A Formula For Your Characters (that gets us into Plot)

A couple of years ago, I taught the Introduction to Creative Writing (English 224) at the University of New Mexico.  A multi-genre course, we used a multi-gengre book called Imaginative Writing by Janet Burroway.  I share with you today a formula Burroway offered on character:

__(name)__ is a ___-year-old _(occupation)_ who wants _______.

Today Writers, try plugging each of your characters into this formula. (Poets, I’m not sure how this will work out for you, but perhaps give it a try.  Creative non-fiction people, remember to treat yourself as a character, too).

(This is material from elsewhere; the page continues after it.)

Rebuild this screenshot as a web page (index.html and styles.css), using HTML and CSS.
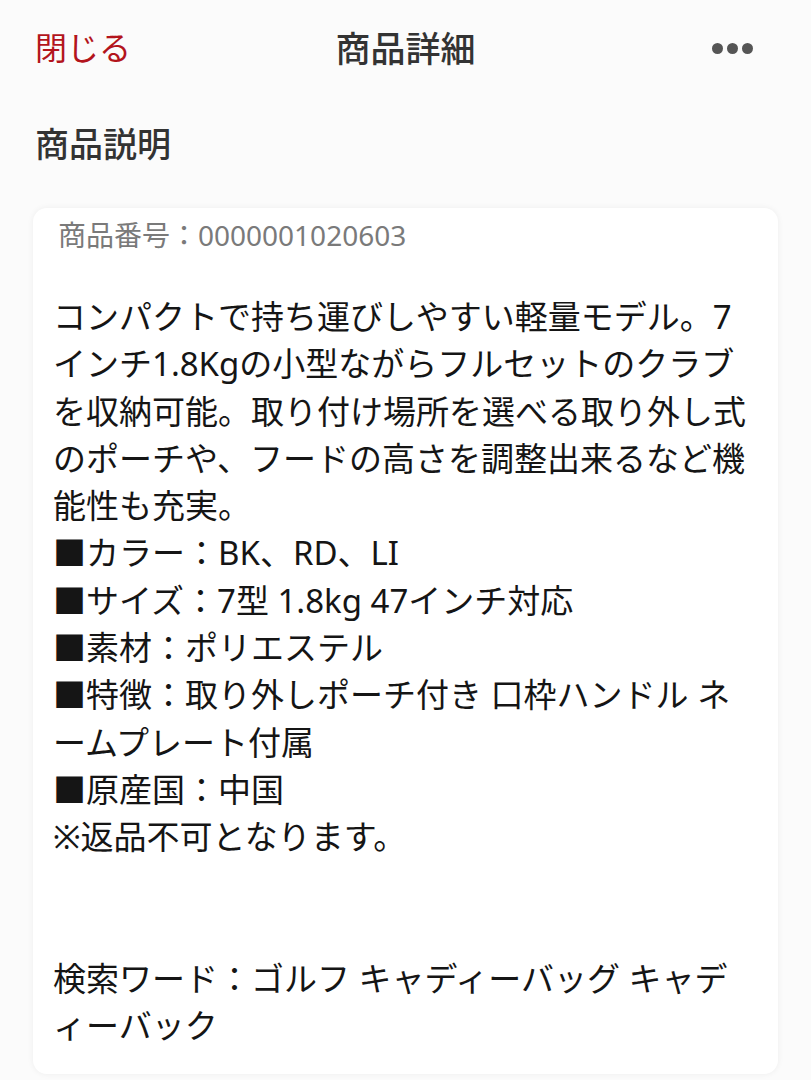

I like this formula for many reasons:

  1. The formula forces you to make decisions on your characters’ fundamentals: his or her name, age, occupation, and, most importantly, what he or she wants.  Since we’re halfway through this Writer’s March, perhaps its time to finalize some decisions.
  2. The formula is simple and my writing tends to be overly complicated.  Sometimes reminding myself of this formula helps me get back on track.  For instance, if I know what my characters want, I am more likely to know what should happen in the next scene.  Also, I am more likely to know where and how my characters conflict with each other.
  3. This formula also helps me when I am thinking through my story (or novel’s) plot.  Without going too much into the details of it.  Let’s not forget that plot is a function of a character’s wants.  Much of your story revolves around the obstacles that keep your character from reaching his or her goal(s).  Therefore, if you don’t know what your character wants, technically you don’t have a plot.  Trust me.  I learned this the hard way.

Keep in mind:  More often than not, a character’s wants drives your plot.  It tells you when the story should begin, what they should overcome, and when it should end.  And often, no desire = a bored reader.